GRADE classifies certainty of evidence into 4 categories: ‘High’, ‘Moderate’, ‘Low’, or ‘Very Low’. Study limitations allow downgrading the certainty of evidence but only with 2 levels. This is a problem because randomized trials start out as having high-quality evidence. Hence if you detect numerous serious problems (and thus a very high risk of bias), the certainty of evidence would still not be classified as ‘very low’. There is no good justification for restricting the impact of study limitations to only 2 levels of certainty. What if there is a flaw that makes the study results useless? This seems to be a dead angle in the GRADE system.
I've recently done a course on systematic reviews that had a short section on GRADE. Now, I may have things wrong, but I did not find GRADE to be a very bad system. In a systematic review at least, GRADE is applied to the collected evidence for an outcome, not to individual studies.
First off, you decide if a study is so egregiously flawed that the results must be rubbish e.g. it looked at a population that is mostly different to your target population, or there is overt evidence of fraud. In that case, you don't include it in the systematic review at all. I don't believe unblinded studies with only subjective outcomes fit in that category, because if all the patients were suddenly rising up from their beds and reporting 'cured' levels of SF-36, and 6 months later 90% were still in that 'healthy' range, then the study could well be indicating that the treatment is useful. If there were those sort of results in a decent sized unblinded study of people with well-defined ME/CFS, I'd be thinking hard about trying the treatment, even if the outcomes were subjective. So, I think the GET and CBT studies mostly qualify to be in reviews.
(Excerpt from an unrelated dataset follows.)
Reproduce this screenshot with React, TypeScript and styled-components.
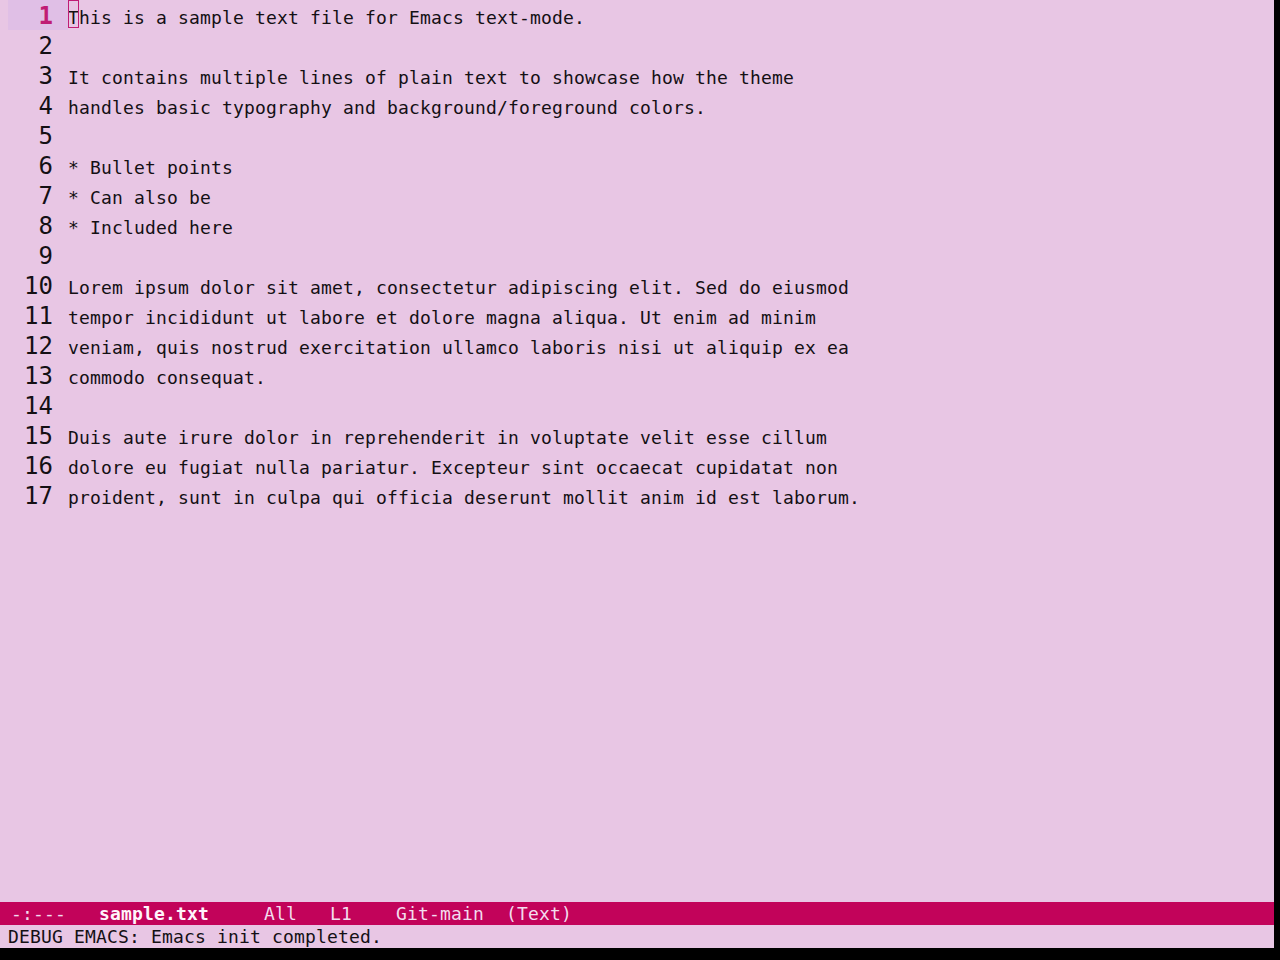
import React from "react";
import styled, { createGlobalStyle } from "styled-components";

const Global = createGlobalStyle`
  html, body { margin: 0; padding: 0; background: #000; }
  body { width: 1280px; height: 960px; overflow: hidden; }
`;

const Screen = styled.div`
  width: 1280px;
  height: 960px;
  background: #000;
  display: flex;
  flex-direction: column;
`;

const Frame = styled.div`
  width: 1274px;
  height: 948px;
  background: #e8c6e4;
  display: flex;
  flex-direction: column;
  font-family: "DejaVu Sans Mono", monospace;
  color: #141014;
`;

const Buffer = styled.div`
  flex: 1;
  display: flex;
  flex-direction: column;
  padding-left: 8px;
`;

const Row = styled.div`
  display: flex;
  align-items: baseline;
  height: 30px;
`;

const LineNo = styled.div<{ $current?: boolean }>`
  width: 60px;
  height: 30px;
  box-sizing: border-box;
  padding-top: 1px;
  padding-right: 15px;
  text-align: right;
  font-size: 24px;
  line-height: 30px;
  font-weight: ${(p) => (p.$current ? 700 : 400)};
  color: ${(p) => (p.$current ? "#c01c74" : "#141014")};
  background: ${(p) => (p.$current ? "#e0bfe6" : "transparent")};
`;

const Text = styled.div`
  font-size: 18px;
  letter-spacing: 0.164px;
  line-height: 30px;
  white-space: pre;
`;

const Cursor = styled.span`
  position: relative;
  &::after {
    content: "";
    position: absolute;
    left: 0;
    top: -7px;
    width: 11px;
    height: 28px;
    box-sizing: border-box;
    border: 1px solid #c01c74;
  }
`;

const ModeLine = styled.div`
  height: 23px;
  background: #c2035a;
  color: #f3dcee;
  font-size: 18px;
  letter-spacing: 0.164px;
  line-height: 23px;
  white-space: pre;
`;

const Bold = styled.span`
  font-weight: 700;
  color: #fff4fb;
`;

const Echo = styled.div`
  height: 23px;
  padding-left: 8px;
  font-size: 18px;
  letter-spacing: 0.164px;
  line-height: 23px;
  white-space: pre;
  color: #141014;
`;

const lines = [
  "This is a sample text file for Emacs text-mode.",
  "",
  "It contains multiple lines of plain text to showcase how the theme",
  "handles basic typography and background/foreground colors.",
  "",
  "* Bullet points",
  "* Can also be",
  "* Included here",
  "",
  "Lorem ipsum dolor sit amet, consectetur adipiscing elit. Sed do eiusmod",
  "tempor incididunt ut labore et dolore magna aliqua. Ut enim ad minim",
  "veniam, quis nostrud exercitation ullamco laboris nisi ut aliquip ex ea",
  "commodo consequat.",
  "",
  "Duis aute irure dolor in reprehenderit in voluptate velit esse cillum",
  "dolore eu fugiat nulla pariatur. Excepteur sint occaecat cupidatat non",
  "proident, sunt in culpa qui officia deserunt mollit anim id est laborum.",
];

export default function App() {
  return (
    <>
      <Global />
      <Screen>
        <Frame>
          <Buffer>
            {lines.map((l, i) => (
              <Row key={i}>
                <LineNo $current={i === 0}>{i + 1}</LineNo>
                <Text>
                  {i === 0 ? (
                    <>
                      <Cursor>{l[0]}</Cursor>
                      {l.slice(1)}
                    </>
                  ) : (
                    l || " "
                  )}
                </Text>
              </Row>
            ))}
          </Buffer>
          <ModeLine>
            {" -:---   "}
            <Bold>sample.txt</Bold>
            {"     All   L1    Git-main  (Text)"}
          </ModeLine>
          <Echo>DEBUG EMACS: Emacs init completed.</Echo>
        </Frame>
      </Screen>
    </>
  );
}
Then, my understanding is that an outcome from RCTs starts at 'high' certainty and is assessed against 5 criteria. Risk of bias is one of the five. For each criteria, you can downgrade the particular RCT outcome by one or two. So, I think it's clear that the CBT and GET outcomes drop by two categories to low certainty due to a high risk of bias. The other categories almost certainty add some further downgrades, for indirectness, for inconsistency (different results from different studies), for imprecision and for publication bias.
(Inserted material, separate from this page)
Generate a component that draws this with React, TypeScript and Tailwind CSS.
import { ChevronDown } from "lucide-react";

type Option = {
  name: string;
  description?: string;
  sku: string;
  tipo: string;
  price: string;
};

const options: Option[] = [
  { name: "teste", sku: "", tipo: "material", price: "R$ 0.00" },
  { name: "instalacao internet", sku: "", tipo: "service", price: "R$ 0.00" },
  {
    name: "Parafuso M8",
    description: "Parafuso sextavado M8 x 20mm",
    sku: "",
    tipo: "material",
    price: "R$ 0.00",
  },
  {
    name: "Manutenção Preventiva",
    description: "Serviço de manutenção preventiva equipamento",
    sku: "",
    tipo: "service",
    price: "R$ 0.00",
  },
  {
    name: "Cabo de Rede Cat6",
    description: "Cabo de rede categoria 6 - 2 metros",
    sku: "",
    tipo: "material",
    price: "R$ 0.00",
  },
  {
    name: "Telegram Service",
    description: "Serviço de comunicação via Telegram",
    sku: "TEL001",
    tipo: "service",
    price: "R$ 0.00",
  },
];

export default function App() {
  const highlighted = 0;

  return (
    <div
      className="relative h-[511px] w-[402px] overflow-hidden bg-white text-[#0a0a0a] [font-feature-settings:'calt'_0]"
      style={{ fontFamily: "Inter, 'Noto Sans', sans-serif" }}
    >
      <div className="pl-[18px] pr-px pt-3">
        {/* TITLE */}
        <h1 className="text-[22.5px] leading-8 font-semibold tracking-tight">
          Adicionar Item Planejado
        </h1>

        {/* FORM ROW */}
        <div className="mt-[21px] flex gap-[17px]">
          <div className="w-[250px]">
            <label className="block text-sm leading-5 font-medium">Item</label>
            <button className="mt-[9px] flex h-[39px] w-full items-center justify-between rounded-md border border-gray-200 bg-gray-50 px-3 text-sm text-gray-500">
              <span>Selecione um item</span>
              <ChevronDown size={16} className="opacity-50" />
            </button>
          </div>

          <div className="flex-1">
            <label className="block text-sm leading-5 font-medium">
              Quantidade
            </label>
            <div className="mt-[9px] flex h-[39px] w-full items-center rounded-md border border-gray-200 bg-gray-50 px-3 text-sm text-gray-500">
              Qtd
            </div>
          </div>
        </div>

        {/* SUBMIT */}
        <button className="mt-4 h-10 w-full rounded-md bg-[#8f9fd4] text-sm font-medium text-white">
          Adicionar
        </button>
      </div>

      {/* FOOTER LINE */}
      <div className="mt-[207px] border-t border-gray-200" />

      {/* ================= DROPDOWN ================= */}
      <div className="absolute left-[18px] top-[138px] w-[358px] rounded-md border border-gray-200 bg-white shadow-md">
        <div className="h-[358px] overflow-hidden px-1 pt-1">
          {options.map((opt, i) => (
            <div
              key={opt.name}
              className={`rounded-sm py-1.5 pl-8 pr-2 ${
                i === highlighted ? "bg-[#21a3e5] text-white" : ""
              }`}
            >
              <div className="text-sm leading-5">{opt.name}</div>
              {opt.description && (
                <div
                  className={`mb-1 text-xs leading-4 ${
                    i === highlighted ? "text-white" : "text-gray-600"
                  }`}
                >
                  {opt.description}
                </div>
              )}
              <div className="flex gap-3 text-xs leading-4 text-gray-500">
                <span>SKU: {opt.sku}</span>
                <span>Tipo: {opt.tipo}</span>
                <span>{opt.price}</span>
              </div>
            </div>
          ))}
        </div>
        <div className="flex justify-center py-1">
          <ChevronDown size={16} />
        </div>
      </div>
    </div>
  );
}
On indirectness, most BPS studies would be downgraded for ME/CFS outcomes due to poor selection criteria.
Outcomes could be downgraded for inconsistency if the few studies with objective criteria did not find an objective increase in activity, while the subjective reporting did, for example.
For imprecision, if there is a risk that important harms were not considered (as would be the case in ME/CFS studies that did not track activity for a long enough period when there are hints of substantial harm coming from non-trial sources), then the outcome would be downgraded.
Publication bias is where there is some evidence that studies that don't show a favourable effect of the intervention are not getting published. There are several ways to work that out, including looking at trial registers.
And then there's more. Having got the outcome, with it's 'Very Low' certainty rating, you can make some comment about the size of the benefit. Even if all the studies are consistently reporting a benefit, if the benefit is small, within the range that would often be seen with ineffective but hyped treatments in unblinded situations, then you can report that there is a very low certainty that the reported small benefit is real.
As with many tools, it's not so much the quality of the tool, as the quality of the person using it. Yes, to a certain extent, the GRADE outcome is subject to the prejudices of the person using it. What GRADE does is provide a framework for analysis and a requirement that assumptions that have been made are reported and made explicit. I think it's ok.
Here's a
link to the handbook.
(And edited to add publication bias, which I had forgotten about.)